One of the important options of the Template::Toolkit is the INCLUDE_PATH, i.e. the list of directories where the toolkit searches for templates and other related files in a relative manner.

ASB::Out::Template defines the INCLUDE_PATH in the following manner (and search order):

  1. ~/.asb/template/TEMPLATE_SET

  2. /etc/asb/template/TEMPLATE_SET


  4. ~/.asb/template

  5. /etc/asb/template


Files with names containing two underscores (__) are searched for in those directories and listed to be used for output of items of the corresponding class, the double underscores being replaced by double columns. Also the extension of the filename will define how the resulting file will be named, based on the presence or not of a dot in this extension.

Three examples will make this clearer:

There are two rules to be considered here: only one file can be applied to each item, and it will be the first one found with the most specific class (i.e. considering the 3 above examples, ASB__Item__File__Film.dev_null would be applied to an item of class ASB::Item::File::Film::Mjpg and not ASB__Item__File.html).


It is also important to know which variables can be used within a template. The class ASB::Out::Template defines four of them:


It is the output object instantiated from ASB::Out::Template, for which methods are described below.


This is the object representing the current item being processed. Methods and variables are class specific (and not yet properly described), but a fair amount of them is used as an example in the default template set.


This hash variable allows use of the options which can be set e.g. per command line. For example, [% %] would output the name of the author (which can be set through the --author option).


It's a simple string variable containing the name of the file to be created out of the template. It would be empty in the case of the null device.



This chapter describes the methods defined for objects of the class ASB::Out::Template, and which can be used within templates through the out variable. We will first list the class' own methods, and then the ones inherited from the ASB::Out class.

All the methods listed below are meant to be used in Templates in a form similar to [% out.function_name(parameters) %], the return value of the function replacing the placeholder.


copy_to_target(source,relative_file) returns relative_path

This method searches for the source file either absolutely, relatively to the current directory, and finally relatively to the directories in the INCLUDE_PATH (see INCLUDE_PATH). Once found, the source file is copied as up as possible in the hierarchy: either to the target directory as given by the --target option, or, if not defined, to one of the top directories given on the command line. Finally, the method returns relative_path, the path of the copied file, relative to the relative_file file.

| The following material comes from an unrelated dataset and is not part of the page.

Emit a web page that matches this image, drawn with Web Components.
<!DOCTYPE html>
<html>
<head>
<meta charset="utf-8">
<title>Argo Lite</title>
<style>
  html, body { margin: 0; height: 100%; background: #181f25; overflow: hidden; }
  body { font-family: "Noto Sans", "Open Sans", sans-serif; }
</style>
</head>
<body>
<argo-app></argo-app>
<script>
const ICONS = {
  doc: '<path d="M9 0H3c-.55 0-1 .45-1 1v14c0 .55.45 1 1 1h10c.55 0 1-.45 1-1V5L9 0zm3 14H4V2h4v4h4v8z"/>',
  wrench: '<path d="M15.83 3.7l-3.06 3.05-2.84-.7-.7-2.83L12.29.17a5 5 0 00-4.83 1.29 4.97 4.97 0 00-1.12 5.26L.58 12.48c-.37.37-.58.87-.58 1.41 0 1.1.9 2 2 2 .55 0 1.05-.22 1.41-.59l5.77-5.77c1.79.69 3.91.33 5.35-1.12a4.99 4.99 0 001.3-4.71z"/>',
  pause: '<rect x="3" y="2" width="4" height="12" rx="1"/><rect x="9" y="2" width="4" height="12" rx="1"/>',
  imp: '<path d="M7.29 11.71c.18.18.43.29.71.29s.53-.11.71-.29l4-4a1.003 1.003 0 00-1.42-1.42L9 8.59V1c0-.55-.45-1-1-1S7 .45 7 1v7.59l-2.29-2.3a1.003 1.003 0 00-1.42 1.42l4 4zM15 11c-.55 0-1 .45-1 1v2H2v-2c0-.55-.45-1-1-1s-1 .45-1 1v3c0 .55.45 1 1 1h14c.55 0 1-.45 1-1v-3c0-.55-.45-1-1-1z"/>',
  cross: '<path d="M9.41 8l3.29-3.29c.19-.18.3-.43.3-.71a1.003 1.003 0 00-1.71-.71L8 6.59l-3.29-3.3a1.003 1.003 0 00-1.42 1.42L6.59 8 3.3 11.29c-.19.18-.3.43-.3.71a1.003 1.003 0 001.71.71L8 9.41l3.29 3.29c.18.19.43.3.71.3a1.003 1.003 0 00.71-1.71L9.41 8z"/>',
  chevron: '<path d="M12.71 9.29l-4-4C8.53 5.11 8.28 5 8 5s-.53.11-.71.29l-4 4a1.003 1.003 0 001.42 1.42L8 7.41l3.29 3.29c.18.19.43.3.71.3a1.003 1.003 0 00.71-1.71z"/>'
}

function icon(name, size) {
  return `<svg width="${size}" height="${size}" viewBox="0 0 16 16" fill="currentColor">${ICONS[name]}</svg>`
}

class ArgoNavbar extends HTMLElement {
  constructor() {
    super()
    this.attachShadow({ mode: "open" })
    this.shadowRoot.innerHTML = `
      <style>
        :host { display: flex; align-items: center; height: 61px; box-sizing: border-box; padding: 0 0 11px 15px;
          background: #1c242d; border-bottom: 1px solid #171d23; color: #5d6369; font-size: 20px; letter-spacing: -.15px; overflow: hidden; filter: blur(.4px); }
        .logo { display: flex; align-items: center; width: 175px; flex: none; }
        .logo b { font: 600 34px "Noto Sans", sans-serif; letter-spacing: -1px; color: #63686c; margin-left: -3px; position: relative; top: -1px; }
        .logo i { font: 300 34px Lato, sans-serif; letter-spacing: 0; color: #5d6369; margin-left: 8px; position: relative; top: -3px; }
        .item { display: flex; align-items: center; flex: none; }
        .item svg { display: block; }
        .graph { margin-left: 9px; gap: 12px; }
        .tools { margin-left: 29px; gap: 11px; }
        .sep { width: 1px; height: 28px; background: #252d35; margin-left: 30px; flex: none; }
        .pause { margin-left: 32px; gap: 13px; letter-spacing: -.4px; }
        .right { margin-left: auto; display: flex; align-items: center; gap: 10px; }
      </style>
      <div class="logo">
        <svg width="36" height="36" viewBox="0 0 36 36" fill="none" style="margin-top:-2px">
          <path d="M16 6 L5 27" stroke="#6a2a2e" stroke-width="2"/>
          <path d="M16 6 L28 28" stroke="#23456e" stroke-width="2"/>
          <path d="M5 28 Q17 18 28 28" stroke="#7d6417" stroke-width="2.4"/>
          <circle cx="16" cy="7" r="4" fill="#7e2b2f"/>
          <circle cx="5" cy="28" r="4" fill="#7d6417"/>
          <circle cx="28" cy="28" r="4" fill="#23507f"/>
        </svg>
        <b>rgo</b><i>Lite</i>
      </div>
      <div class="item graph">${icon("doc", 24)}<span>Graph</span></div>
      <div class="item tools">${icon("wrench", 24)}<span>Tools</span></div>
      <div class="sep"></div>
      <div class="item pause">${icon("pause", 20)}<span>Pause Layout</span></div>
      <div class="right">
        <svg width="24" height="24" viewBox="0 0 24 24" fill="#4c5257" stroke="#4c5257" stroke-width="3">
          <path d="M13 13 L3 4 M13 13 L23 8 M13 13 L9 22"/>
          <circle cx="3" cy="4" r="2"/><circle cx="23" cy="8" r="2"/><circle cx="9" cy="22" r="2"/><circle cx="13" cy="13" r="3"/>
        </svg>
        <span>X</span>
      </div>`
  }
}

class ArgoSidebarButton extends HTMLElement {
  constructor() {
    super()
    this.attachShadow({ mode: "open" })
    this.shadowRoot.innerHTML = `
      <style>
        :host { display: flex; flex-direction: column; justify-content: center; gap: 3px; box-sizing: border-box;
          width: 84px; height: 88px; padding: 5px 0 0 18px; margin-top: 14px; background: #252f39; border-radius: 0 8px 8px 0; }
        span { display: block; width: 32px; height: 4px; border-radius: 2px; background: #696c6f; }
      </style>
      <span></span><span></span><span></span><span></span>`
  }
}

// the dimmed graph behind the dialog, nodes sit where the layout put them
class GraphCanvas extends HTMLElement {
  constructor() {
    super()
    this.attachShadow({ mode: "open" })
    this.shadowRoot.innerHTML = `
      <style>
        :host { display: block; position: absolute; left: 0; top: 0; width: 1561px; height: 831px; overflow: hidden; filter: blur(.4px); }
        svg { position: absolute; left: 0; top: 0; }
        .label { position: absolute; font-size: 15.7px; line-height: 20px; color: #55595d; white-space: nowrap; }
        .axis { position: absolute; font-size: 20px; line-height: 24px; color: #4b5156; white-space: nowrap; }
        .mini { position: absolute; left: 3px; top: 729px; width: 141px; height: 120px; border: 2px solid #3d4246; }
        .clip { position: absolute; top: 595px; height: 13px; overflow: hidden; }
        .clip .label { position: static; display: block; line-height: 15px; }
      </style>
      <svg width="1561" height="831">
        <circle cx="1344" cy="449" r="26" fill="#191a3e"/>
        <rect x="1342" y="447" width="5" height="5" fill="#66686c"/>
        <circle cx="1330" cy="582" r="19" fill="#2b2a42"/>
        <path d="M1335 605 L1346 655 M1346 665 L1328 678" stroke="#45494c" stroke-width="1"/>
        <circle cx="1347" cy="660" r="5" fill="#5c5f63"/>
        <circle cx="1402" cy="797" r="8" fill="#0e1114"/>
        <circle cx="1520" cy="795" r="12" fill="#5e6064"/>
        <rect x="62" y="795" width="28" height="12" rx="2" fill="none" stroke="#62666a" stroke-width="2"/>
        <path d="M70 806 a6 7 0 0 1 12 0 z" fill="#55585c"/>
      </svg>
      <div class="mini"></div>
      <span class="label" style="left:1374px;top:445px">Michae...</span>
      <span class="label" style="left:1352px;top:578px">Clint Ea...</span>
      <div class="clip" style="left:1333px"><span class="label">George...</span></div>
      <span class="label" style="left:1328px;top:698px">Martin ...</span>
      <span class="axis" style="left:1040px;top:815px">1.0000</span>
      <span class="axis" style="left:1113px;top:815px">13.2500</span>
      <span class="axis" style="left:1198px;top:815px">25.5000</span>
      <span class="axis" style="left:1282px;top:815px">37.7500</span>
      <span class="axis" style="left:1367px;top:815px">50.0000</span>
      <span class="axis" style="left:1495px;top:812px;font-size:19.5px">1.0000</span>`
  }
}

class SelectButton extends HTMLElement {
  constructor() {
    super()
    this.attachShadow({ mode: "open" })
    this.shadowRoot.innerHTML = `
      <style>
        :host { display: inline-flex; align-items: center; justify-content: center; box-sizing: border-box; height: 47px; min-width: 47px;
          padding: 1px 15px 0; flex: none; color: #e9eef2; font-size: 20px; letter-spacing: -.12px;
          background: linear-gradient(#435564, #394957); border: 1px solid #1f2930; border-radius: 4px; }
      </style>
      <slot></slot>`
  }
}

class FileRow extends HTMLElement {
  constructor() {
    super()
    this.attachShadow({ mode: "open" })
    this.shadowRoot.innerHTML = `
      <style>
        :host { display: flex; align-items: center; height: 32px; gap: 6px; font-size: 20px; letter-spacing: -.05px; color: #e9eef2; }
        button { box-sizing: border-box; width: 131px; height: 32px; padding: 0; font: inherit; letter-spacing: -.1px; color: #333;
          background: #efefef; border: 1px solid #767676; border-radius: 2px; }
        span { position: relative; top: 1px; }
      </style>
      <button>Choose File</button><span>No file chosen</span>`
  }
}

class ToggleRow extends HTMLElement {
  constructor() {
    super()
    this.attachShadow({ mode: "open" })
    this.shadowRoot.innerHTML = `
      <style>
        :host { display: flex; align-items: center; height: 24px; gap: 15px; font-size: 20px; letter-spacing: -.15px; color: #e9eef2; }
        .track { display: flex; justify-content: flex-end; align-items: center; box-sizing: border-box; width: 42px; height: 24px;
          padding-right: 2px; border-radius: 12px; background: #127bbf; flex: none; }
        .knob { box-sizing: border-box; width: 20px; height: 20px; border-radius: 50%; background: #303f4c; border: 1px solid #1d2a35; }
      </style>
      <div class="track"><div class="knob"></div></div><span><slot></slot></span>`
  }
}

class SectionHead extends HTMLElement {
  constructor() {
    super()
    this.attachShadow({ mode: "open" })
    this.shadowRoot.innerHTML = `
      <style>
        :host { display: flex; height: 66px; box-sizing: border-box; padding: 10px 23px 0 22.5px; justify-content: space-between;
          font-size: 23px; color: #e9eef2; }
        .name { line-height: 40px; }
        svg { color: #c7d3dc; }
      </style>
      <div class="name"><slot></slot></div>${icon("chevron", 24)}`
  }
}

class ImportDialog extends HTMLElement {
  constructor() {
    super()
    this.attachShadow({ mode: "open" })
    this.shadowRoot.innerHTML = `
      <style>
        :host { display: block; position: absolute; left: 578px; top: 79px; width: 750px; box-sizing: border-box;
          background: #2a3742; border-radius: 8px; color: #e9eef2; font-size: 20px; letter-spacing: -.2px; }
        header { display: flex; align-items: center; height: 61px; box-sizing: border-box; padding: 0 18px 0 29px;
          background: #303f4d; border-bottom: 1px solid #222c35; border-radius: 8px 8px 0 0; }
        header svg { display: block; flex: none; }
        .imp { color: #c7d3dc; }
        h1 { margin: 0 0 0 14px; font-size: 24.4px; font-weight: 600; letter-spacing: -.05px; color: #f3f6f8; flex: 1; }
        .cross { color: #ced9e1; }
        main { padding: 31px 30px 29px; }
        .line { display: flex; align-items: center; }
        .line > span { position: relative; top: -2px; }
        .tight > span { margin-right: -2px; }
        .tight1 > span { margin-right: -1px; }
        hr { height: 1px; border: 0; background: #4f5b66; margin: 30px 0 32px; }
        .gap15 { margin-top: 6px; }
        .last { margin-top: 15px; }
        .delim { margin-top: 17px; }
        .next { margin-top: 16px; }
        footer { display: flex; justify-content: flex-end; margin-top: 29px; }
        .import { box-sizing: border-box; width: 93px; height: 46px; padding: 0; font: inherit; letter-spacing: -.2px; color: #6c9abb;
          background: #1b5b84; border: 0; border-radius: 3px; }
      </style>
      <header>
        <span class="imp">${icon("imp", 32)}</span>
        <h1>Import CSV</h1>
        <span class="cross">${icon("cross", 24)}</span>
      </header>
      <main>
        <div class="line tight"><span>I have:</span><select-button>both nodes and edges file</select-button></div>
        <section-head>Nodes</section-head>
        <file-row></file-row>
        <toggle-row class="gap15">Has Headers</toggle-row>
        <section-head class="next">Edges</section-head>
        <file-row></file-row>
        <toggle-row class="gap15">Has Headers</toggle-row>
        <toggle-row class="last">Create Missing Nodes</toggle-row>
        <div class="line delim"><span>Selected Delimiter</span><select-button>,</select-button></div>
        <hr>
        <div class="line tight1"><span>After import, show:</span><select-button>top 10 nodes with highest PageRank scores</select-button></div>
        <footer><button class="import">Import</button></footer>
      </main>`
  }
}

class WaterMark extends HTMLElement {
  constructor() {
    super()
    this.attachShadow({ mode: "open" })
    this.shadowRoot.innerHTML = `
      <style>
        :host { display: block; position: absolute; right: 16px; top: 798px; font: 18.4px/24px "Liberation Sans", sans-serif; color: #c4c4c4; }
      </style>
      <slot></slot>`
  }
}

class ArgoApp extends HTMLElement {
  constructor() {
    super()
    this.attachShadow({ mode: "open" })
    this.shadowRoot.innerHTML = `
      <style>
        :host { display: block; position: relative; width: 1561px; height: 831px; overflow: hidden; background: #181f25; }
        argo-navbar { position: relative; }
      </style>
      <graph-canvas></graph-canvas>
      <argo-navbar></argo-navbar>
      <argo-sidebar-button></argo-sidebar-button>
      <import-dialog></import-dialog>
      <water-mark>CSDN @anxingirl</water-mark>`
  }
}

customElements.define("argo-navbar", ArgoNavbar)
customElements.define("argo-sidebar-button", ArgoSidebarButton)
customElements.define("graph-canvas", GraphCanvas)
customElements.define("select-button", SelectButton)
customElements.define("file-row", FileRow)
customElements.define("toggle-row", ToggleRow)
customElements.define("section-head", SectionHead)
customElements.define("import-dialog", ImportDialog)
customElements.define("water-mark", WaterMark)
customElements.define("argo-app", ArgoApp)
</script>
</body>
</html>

This method is explicitly meant to insert style sheets and icons/images within an HTML page, as in the following example:

 <link rel="stylesheet" type="text/css"
        href="[% out.copy_to_target("defstyle.css",target_file) %]"

where defstyle.css could be anywhere along the INCLUDE_PATH (BTW, this method is currently the only reason for having introduced the target_file template variable).

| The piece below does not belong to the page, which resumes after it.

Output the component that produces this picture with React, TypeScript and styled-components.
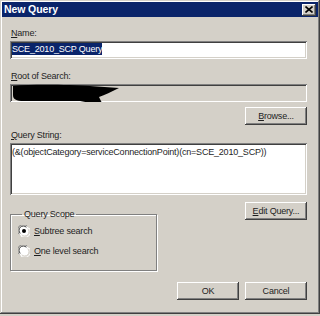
import React from 'react';
import styled, { createGlobalStyle } from 'styled-components';

const GlobalStyle = createGlobalStyle`
  html, body {
    margin: 0;
    padding: 0;
    background: #d4d0c8;
  }

  body {
    font-family: 'Liberation Sans', Arial, sans-serif;
    font-size: 9px;
    letter-spacing: -0.2px;
    color: #1e1e1e;
  }
`;

const Window = styled.div`
  width: 320px;
  height: 314px;
  box-sizing: border-box;
  padding: 2px;
  background: #d4d0c8;
  box-shadow: inset -1px -1px #404040, inset 1px 1px #d4d0c8,
    inset -2px -2px #808080, inset 2px 2px #ffffff;
  display: flex;
  flex-direction: column;
`;

const TitleBar = styled.div`
  height: 15px;
  background: #0a246a;
  display: flex;
  align-items: center;
  justify-content: space-between;
  padding: 0 2px 0 2px;

  h1 {
    margin: 0;
    font-size: 10.5px;
    font-weight: bold;
    letter-spacing: -0.1px;
    color: #ffffff;
    line-height: 15px;
  }
`;

const CloseButton = styled.button`
  width: 14px;
  height: 12px;
  padding: 0;
  border: none;
  background: #d4d0c8;
  box-shadow: inset -1px -1px #404040, inset 1px 1px #ffffff,
    inset -2px -2px #808080;
  display: flex;
  align-items: center;
  justify-content: center;
`;

const Body = styled.div`
  display: flex;
  flex-direction: column;
  padding: 10px 11px 0 8px;
`;

const Label = styled.div<{ $top?: number }>`
  line-height: 13px;
  margin-top: ${({ $top }) => $top ?? 0}px;
  margin-bottom: 1px;
  padding-left: 1px;
`;

const TextBox = styled.div<{ $disabled?: boolean; $height?: number }>`
  position: relative;
  height: ${({ $height }) => $height ?? 18}px;
  box-sizing: border-box;
  padding: 2px 2px;
  background: ${({ $disabled }) => ($disabled ? '#d4d0c8' : '#ffffff')};
  box-shadow: inset 1px 1px #808080, inset -1px -1px #ffffff,
    inset 2px 2px #404040, inset -2px -2px #d4d0c8;
  line-height: 13px;
  white-space: nowrap;
  overflow: hidden;
`;

const Selection = styled.span`
  background: #0a246a;
  color: #ffffff;
  padding: 1px 0 1px;
`;

const QueryText = styled.div`
  padding: 1px 0 0 0;
  letter-spacing: -0.2px;
`;

const Scribble = styled.svg`
  position: absolute;
  left: 0;
  top: 0;
`;

const Button = styled.button`
  width: 62px;
  height: 18px;
  padding: 0;
  border: none;
  background: #d4d0c8;
  font: inherit;
  letter-spacing: inherit;
  color: #1e1e1e;
  line-height: 16px;
  box-shadow: inset -1px -1px #404040, inset 1px 1px #ffffff,
    inset -2px -2px #808080, inset 2px 2px #d4d0c8;
`;

const RightRow = styled.div<{ $top: number }>`
  display: flex;
  justify-content: flex-end;
  margin-top: ${({ $top }) => $top}px;
`;

const ScopeRow = styled.div`
  display: flex;
  justify-content: space-between;
  align-items: flex-start;
  margin-top: 7px;
`;

const GroupBox = styled.fieldset`
  width: 147px;
  box-sizing: border-box;
  margin: 6px 0 0 0;
  padding: 0 7px 9px 7px;
  min-width: 0;
  border: 1px solid #808080;
  box-shadow: inset 1px 1px #ffffff, 1px 1px #ffffff;
  display: flex;
  flex-direction: column;

  legend {
    padding: 0 2px;
    margin-left: 4px;
    line-height: 13px;
  }
`;

const RadioRow = styled.label`
  height: 20px;
  display: flex;
  align-items: center;
  gap: 4px;
  line-height: 13px;
`;

const Footer = styled.div`
  display: flex;
  justify-content: flex-end;
  gap: 6px;
  margin-top: 11px;
`;

function Radio({ checked }: { checked?: boolean }) {
  return (
    <svg width="12" height="12" viewBox="0 0 12 12">
      <circle cx="6" cy="6" r="5.5" fill="#ffffff" />
      <path d="M1.2 9.2 A5.5 5.5 0 0 1 9.2 1.2" fill="none" stroke="#808080" strokeWidth="1" />
      <path d="M2.3 8.4 A4.3 4.3 0 0 1 8.4 2.3" fill="none" stroke="#404040" strokeWidth="1" />
      <path d="M10.8 2.8 A5.5 5.5 0 0 1 2.8 10.8" fill="none" stroke="#ffffff" strokeWidth="1" />
      <path d="M9.7 3.6 A4.3 4.3 0 0 1 3.6 9.7" fill="none" stroke="#d4d0c8" strokeWidth="1" />
      {checked && <circle cx="6" cy="6" r="2" fill="#000000" />}
    </svg>
  );
}

export default function App() {
  return (
    <>
      <GlobalStyle />
      <Window>
        <TitleBar>
          <h1>New Query</h1>
          <CloseButton aria-label="Close">
            <svg width="8" height="7" viewBox="0 0 8 7">
              <path d="M0.5 0.5 L7.5 6.5 M7.5 0.5 L0.5 6.5" stroke="#000" strokeWidth="1.6" />
            </svg>
          </CloseButton>
        </TitleBar>
        <Body>
          <Label>
            <u>N</u>ame:
          </Label>
          <TextBox>
            <Selection>SCE_2010_SCP Query</Selection>
          </TextBox>

          <Label $top={11}>
            <u>R</u>oot of Search:
          </Label>
          <TextBox $disabled>
            <Scribble width="130" height="20" viewBox="0 0 130 20">
              <path
                d="M3 2 C25 0 60 1 80 2 L109 4 C101 8 95 11 89 13 L92 19 C83 20 76 18 70 17 L14 17 C6 17 3 15 3 11 Z"
                fill="#000000"
              />
            </Scribble>
          </TextBox>

          <RightRow $top={5}>
            <Button>
              <u>B</u>rowse...
            </Button>
          </RightRow>

          <Label $top={4}>
            <u>Q</u>uery String:
          </Label>
          <TextBox $height={52}>
            <QueryText>
              (&amp;(objectCategory=serviceConnectionPoint)(cn=SCE_2010_SCP))
            </QueryText>
          </TextBox>

          <ScopeRow>
            <GroupBox>
              <legend>Query Scope</legend>
              <RadioRow>
                <Radio checked />
                <span>
                  <u>S</u>ubtree search
                </span>
              </RadioRow>
              <RadioRow>
                <Radio />
                <span>
                  <u>O</u>ne level search
                </span>
              </RadioRow>
            </GroupBox>
            <Button>
              <u>E</u>dit Query...
            </Button>
          </ScopeRow>

          <Footer>
            <Button>OK</Button>
            <Button>Cancel</Button>
          </Footer>
        </Body>
      </Window>
    </>
  );
}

targetfile(@dirs, file) returns target_file

Taken a list of path parts (directories and a file), returns the concatenated path of the file, removing parent directories (i.e. '..' parts) and adding in front the target directory defined through the --target option (if applicable).

targetdir(@dirs) returns target_dir

Function very similar to targetfile but to be used for directories. The returned directory is also created if it doesn't exist yet.

format_time(time_date) returns human_time_date

Given a time_date in seconds or in EXIF format (YYYY:MM:DD HH:MM:SS), returns a time and date string in human readable format (not localized).

get_html_id(any_text) returns html_id

Given a text (generally the name of a file), returns a text that can be used as an HTML id parameter. Be aware that texts which differ only by exotic signs will lead to the same id.

get_html_value(any_text) returns html_value

Given a text, returns a text that can be used as an HTML parameter value.

href(any_path) returns html_path

Given a (generally relative) path, returns an HTML path that can be used as an href value. This method currently only escapes spaces and replaces blackslashes with slashes, it probably only work for UN*X and DOS like OSs.

extra_always(extras_ref) returns @extras

Given a hash reference for extra parameters (e.g. EXIF values), it returns a list of the keys that should be always shown. Caveat: it's currently only possible to influence this list by modifying the source code.

extra_not_always(extras_ref) returns @extras

Similar in principle to the extra_always function, it returns the list of keys that should be shown only on demand.